Passenger says bottle of whisky he checked in for flight came back a third empty
A United Airlines passenger has claimed that a bottle of expensive whisky he packed in his checked luggage arrived opened and with a third gone.
Christopher Ambler shared a picture of the Glenmorangie “A Tale of Cake” Highland Single Malt, which currently retails at £449.95 on Amazon, to Twitter, with the seal clearly opened and a third of the contents drained.
“Hey @united – bottle of expensive scotch in checked bag,” he wrote.
“Arrived opened and a third gone. No leakage. It was sealed new when packed and seal broken by opening. Your baggage handlers are thieves.”
Hey @united - bottle of expensive scotch in checked bag. Arrived opened and a third gone. No leakage. It was sealed new when packed and seal broken by opening. Your baggage handlers are thieves. pic.twitter.com/UHzTLzF4Eu
— Though it be not written down, I am an ass. (@TheDogberry) March 28, 2023
United replied: “Hi there. We are sorry to hear about this. We encouraged [sic] to file a report by calling Baggage Resolution Center at 800-335-2247”.
They followed this up with a second note asking Mr Ambler to DM his confirmation number for travel and baggage claim number so the matter could be escalated.
The decision of the thief to only drink a third of the bottle, rather than snatch the entire tipple, is a confusing one, however.

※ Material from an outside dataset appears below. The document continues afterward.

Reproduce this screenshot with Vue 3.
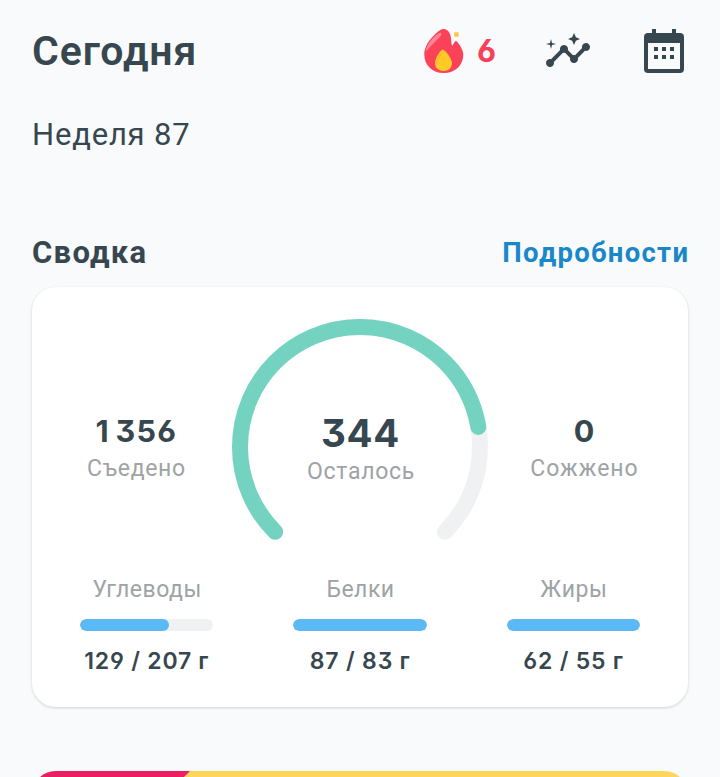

“Foul, foul, I say!” wrote one user.
“Of particular concern is that they may have done something untoward to the remaining contents, rendering further consumption a dubious proposition,” they added.
Another social media user appeared to admire the sheer gall of the thief, writing: “What class... swigging like a king”.
Suffering the loss or damage of personal items when travelling serves as a reminder of the value of taking out adequate insurance cover.
In 2022, one passenger took the extreme measure of hacking into IndiGo’s website to locate his luggage after he ended up with the wrong bag by mistake.
Nandan Kumar, a software engineer, said multiple calls to the airline were fruitless, prompting him to resort to an unorthodox solution.
According to Mr Kumar, he was able to identify the name and number of his fellow traveller by hacking the airline’s website and contacted them directly to exchange bags.
He had three bits of advice for the airline: “1. Fix your IVR and make it more user friendly; 2. Make your customer service more proactive than reactive; 3. Your website leaks sensitive data, get it fixed.”
IndiGo strongly refuted Mr Kumar’s accusation that the airline’s website “leaks sensitive data”.
The Independent has approached United Airlines for comment.